One of the challenges of driving a mule wagon through the woods is “road hazards” like logs, stumps, and gopher holes. They can wreck an expensive, custom-built wagon and ruin a hunt. As I bounced along the path deep in thought I guided the mules to the right with a gentle tug on the reins. I had noticed a gopher tortoise burrow at the edge of the road. It was unmistakable—its flat floor and domed arch perfectly matching the shell of what must have been a large tortoise. The yellow sand that had been excavated out of the hole was spread halfway across the cart-path.
As we rumbled along, it took me a few minutes to register what I had just witnessed. Nobody on my wagon commented on the obvious and positive sign of gopher tortoise activity and the six people on horseback ahead of me took no notice either. If it had been a deer, a turkey, or even a hog they would have been excited. I was the only person who was pleased to see signs of a tortoise and was left to wonder how many other tortoise burrows were spread around this property.

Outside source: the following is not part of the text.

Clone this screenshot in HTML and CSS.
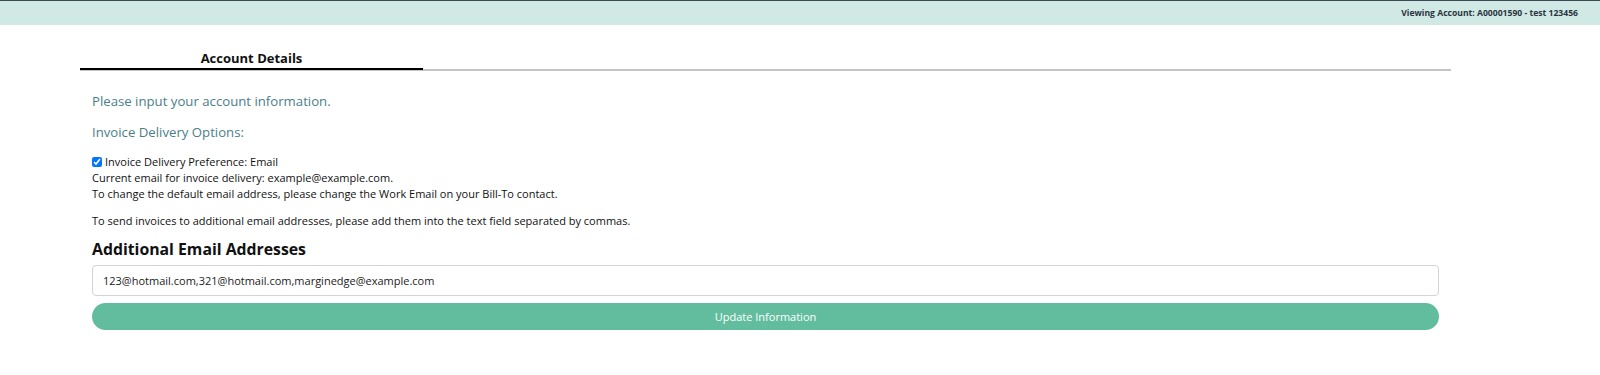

Two-thousand-acres is a lot of space and I spent most of my wagon-driving days lost in its vastness. There were few signs of the civilization that surrounded us. It was home to countless critters, but the gopher tortoise is special. It was designated Georgia’s State Reptile in 1989 and is now listed as “threatened”. It is considered a keystone species in the rapidly disappearing longleaf pine/wiregrass ecosystem because its burrows provide shelter for hundreds of other species living in their habitat. That is why I was silently disappointed that nobody—including the owners of the property—took notice.
The family I worked for as a wagon driver fit the 21st Century profile of the quail hunting pioneers. I don’t talk about my employers out of respect for their privacy, but their story and contribution to conservation is too important to ignore. Most quail hunting properties utilize jeeps and ATVs to move hunters around the property. It takes deep pockets to hunt with horses, mules, and wagons. My employers wanted an experience that was closer to the land. They hired talented people, built quality facilities for the dogs and hoofed stock, and they began a process of burning the property on a regular basis.
If they had wanted to add to their already considerable wealth, they might have been better served to develop the property. We were fifteen minutes off of I-10, a few miles from downtown Tallahassee. It was prime real estate and much of the surrounding area has already been turned into subdivisions and commercial property. I had seen the process unfold in the woods behind my boyhood home in St. Petersburg, Florida.
I didn’t know it at the time, but the Florida woods where I grew up is called pine flatwoods and it is said to represent the most extensive type of terrestrial ecosystem in Florida. Approximately fifty percent of Central Florida’s natural land area is pine flatwoods—forests that are dominated by Southern slash pine and interspersed with an understory of saw palmetto and mixed grasses. And, like the longleaf pine savanna of South Georgia, regular burning is required to maintain an open plant community. This is probably the habitat that gave Herbert Stoddard the idea to burn the quail hunting plantations. I watched the acres of pine flatwoods where my brothers and I roamed as boys get swallowed up in development until it was one giant subdivision of housing. The deer, fox squirrels, rabbits, tortoises, and quail disappeared.
This is what struck me as we trundled past this lone gopher tortoise burrow on a pleasant October morning—the image of my childhood woods now being covered by a subdivision. Even though the owners of this property can ride past an obvious tortoise burrow without noticing, these plantation owners are preserving that tortoise without realizing it. I don’t mind that the property is owned by rich people who love to shoot birds. I also don’t care that it is private property and not a park that is open to the public. It may even be better this way.
Just before lunchtime, I came to understand just how fortunate the animals on this plantation were. We had just come up a rise and crested a hill. There spread out before us was a large lake nestled in the rolling hills. Its blue waters sparkled in the late morning sun and a bald eagle soared overhead.
We had been passing through beautiful countryside all morning and I had been listening to the conversations on my wagon. I knew what one of my passengers was going to say, because I saw it myself. As we glided to a stop to honor the dogs on-point, the man stood up from his seat behind me, pointed to the lake, and exclaimed to his seatmate, “My God, this would make a beautiful golf hole.”
Plantations have been preserving irreplaceable wildlife habitat for more than a hundred years and I hope they will continue their stewardship. Thank goodness my employers were hunters and not golfers or property developers!